Sans doute trop bruyant pour mes petites oreilles déjà bien fatiguées à cette heure de la soirée, le rock garage d’Archie Bronson Outfit (comme plus tard l’electro casse automobile de dDamage) ne laisseront pas des traces indélébiles dans ma mémoire. A la différence des Puppetmastaz, qui livrent sans doute l’une des meilleures prestations de la soirée. De l’idée (faire rapper des marionnettes en peluche, façon Muppet Show) à la réalisation, le concept des Puppet est excellent. Ces guignols du rap feraient aimer le hip hop à n’importe qui, et règlent, en un tour de main, la problématique question de la représentation du rap sur scène. Leur show est désopilant, et l’animation des marionnettes virtuose : aucun doute là dessous, ce sont elles qui prennent vie, avec une véracité hallucinante, et rappent avec ce flow de taré.

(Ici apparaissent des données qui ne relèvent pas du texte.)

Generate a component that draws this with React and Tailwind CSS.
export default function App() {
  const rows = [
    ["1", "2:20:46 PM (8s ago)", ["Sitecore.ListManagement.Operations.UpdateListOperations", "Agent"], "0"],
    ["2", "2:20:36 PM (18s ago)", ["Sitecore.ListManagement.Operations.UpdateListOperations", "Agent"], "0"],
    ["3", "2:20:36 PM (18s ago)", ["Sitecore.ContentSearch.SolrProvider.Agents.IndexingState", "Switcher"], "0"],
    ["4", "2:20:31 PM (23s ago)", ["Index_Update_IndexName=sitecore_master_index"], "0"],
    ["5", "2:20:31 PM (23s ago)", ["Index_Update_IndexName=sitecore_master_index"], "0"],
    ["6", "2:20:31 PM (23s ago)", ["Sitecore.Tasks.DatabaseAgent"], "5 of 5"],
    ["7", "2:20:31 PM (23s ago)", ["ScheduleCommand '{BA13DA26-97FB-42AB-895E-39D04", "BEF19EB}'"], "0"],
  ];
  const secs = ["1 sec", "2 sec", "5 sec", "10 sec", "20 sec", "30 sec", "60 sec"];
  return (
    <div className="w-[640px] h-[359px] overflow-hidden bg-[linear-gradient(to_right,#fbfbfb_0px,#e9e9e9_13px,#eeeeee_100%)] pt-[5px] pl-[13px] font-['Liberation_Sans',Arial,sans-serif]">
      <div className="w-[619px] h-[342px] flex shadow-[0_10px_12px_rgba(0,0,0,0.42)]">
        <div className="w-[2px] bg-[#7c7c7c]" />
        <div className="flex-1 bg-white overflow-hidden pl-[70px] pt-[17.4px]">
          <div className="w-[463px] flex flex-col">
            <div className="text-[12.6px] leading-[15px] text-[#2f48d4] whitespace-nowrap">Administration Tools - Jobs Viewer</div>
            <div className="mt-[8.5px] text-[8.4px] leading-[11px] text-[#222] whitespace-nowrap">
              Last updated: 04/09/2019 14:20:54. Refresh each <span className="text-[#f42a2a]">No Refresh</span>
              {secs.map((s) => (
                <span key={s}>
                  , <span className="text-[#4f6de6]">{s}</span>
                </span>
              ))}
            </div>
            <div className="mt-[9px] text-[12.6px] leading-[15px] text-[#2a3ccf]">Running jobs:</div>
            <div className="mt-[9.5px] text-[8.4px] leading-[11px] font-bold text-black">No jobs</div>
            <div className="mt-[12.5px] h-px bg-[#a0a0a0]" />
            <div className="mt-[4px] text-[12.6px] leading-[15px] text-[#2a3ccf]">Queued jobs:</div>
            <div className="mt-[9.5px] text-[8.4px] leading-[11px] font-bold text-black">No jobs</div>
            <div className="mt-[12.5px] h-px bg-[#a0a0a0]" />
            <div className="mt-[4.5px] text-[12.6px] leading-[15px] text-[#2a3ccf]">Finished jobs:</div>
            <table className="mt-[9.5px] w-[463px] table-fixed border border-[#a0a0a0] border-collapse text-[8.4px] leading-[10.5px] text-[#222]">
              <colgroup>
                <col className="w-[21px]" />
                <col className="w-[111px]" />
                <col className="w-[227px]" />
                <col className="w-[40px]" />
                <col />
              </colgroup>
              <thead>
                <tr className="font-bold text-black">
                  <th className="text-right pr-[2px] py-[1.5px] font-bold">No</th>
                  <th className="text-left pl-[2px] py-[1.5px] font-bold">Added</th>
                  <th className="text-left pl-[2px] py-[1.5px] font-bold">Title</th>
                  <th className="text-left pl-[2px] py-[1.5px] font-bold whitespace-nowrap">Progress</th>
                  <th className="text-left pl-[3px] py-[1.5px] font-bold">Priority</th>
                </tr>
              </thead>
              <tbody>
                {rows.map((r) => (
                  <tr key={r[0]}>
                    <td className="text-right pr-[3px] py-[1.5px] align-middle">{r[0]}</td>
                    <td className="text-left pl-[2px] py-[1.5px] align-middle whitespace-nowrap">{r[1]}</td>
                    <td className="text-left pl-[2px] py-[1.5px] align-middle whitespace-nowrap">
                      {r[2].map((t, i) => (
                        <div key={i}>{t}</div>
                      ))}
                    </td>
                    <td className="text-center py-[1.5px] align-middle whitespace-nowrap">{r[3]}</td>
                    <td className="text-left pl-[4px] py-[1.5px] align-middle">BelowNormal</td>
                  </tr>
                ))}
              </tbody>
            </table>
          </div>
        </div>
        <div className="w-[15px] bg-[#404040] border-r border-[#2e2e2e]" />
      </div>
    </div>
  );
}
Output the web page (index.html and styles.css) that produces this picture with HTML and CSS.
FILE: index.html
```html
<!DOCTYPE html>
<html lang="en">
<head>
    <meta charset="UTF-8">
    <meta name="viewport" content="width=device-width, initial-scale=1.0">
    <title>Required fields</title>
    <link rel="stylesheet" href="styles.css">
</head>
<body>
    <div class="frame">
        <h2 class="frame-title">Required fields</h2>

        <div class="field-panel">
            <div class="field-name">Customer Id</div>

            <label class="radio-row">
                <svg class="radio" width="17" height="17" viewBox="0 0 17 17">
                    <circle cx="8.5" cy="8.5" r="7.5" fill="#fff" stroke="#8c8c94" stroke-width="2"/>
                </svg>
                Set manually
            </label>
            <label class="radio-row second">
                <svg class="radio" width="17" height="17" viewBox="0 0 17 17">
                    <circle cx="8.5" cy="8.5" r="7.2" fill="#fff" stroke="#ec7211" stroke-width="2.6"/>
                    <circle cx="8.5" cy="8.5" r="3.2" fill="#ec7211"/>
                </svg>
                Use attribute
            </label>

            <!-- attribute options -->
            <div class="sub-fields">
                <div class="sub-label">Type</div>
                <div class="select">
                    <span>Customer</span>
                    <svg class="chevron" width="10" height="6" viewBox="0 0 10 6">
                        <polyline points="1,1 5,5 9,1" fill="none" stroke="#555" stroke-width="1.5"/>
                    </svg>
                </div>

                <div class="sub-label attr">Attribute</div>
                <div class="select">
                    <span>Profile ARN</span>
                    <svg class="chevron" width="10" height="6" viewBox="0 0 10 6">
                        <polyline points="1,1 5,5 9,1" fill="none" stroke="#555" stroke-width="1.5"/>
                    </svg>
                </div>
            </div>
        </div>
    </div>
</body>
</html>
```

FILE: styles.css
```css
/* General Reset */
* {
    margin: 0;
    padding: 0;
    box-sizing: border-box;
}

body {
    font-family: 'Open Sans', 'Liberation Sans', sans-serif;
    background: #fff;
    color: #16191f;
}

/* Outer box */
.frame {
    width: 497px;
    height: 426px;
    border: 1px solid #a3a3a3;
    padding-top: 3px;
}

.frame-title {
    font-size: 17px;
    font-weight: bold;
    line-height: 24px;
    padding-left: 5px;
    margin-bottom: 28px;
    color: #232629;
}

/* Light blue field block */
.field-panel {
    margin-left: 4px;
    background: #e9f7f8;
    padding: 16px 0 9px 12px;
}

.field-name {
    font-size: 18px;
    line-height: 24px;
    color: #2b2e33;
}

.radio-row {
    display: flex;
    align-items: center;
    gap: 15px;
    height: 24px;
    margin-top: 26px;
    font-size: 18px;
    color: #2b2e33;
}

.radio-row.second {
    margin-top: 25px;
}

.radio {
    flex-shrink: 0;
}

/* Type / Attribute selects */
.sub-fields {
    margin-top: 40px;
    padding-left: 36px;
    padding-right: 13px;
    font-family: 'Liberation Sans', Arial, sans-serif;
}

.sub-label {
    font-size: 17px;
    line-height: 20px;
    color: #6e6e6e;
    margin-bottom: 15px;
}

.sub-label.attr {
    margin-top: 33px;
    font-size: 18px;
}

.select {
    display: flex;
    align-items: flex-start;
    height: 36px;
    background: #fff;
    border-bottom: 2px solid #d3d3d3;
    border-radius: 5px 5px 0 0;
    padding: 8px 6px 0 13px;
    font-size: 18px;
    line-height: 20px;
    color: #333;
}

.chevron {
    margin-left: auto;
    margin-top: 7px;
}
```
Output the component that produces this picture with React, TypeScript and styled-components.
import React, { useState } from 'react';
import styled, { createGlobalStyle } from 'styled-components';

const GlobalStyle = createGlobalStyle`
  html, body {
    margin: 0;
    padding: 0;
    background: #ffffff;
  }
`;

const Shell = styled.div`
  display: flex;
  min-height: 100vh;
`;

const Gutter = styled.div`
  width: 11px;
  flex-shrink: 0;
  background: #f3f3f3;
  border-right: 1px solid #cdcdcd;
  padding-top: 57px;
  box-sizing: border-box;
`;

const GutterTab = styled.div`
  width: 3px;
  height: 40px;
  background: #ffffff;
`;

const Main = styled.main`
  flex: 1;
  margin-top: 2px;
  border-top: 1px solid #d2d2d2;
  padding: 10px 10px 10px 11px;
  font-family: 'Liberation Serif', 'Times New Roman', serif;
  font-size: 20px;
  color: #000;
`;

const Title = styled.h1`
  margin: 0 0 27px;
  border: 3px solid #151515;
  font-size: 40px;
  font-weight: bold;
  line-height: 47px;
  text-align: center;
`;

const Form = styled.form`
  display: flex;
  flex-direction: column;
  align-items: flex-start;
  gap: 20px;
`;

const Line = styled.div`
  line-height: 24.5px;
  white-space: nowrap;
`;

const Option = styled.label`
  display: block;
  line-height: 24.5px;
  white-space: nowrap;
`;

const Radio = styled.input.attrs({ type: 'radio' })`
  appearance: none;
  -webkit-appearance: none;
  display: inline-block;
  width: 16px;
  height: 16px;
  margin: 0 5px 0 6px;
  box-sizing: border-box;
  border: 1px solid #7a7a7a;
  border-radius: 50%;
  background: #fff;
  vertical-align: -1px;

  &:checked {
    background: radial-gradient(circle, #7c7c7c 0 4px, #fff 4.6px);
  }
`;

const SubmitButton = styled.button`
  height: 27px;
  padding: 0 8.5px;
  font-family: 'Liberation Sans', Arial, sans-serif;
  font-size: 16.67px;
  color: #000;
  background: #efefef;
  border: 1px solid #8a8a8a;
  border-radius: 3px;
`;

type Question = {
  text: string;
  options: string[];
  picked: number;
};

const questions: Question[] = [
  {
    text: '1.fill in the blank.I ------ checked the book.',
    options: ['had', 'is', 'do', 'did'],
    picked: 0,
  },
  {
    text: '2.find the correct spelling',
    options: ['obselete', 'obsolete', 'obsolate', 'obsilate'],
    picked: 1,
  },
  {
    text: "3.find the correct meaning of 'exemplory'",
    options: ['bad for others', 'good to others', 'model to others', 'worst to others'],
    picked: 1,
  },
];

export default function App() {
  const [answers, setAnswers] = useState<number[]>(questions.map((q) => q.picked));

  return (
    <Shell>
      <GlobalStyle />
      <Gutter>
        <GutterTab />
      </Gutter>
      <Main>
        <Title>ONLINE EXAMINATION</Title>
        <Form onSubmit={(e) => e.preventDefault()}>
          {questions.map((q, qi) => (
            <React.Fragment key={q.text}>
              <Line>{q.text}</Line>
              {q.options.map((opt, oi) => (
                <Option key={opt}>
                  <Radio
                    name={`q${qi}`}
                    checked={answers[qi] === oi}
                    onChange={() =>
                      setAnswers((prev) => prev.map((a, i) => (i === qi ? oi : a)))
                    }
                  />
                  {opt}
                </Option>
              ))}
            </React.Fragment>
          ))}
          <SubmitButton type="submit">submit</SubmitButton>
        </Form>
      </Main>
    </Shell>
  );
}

Excellents marionnettistes, les mc’s qui se cachent sous les Puppet impressionnent aussi par la variété (chacun assure le rôle de deux ou trois personnages différents), la musicalité et la puissance de leur débit. Ces mecs rappent comme des américains, et sont sans doute des grands fans des Beastie Boys. La musique n’est pas en reste, à l’image du show, super entraînante et barrée, exigeante et marrante à la fois. Ca bounce à mort, tout en restant hip hop et original. Yes yes yo ! Puppetmastaz rules !

 

Comme je l’ai écrit plus haut, je goûte assez peu les charmes bruitistes et saturés des deux brothers de dDamage, à qui revient la charge de clôturer cette dernière soirée. Leur concert prend une tournure plus intéressante, à mon humble avis, lorsqu’ils sont rejoints sur scène par Tez, Bleubird et le rappeur haut débit Existereo. Le public, lui, vide petit à petit les lieux et le festival des 3 Eléphants dixième du nom se termine tranquillement, sans révélations majeures, ni déceptions particulières… Un bon cru, un anniversaire sympathique où la surprise la plus importante restera sans doute la fréquentation record du public. Jolie récompense pour un festival qui méritait amplement ce beau cadeau d’anniversaire.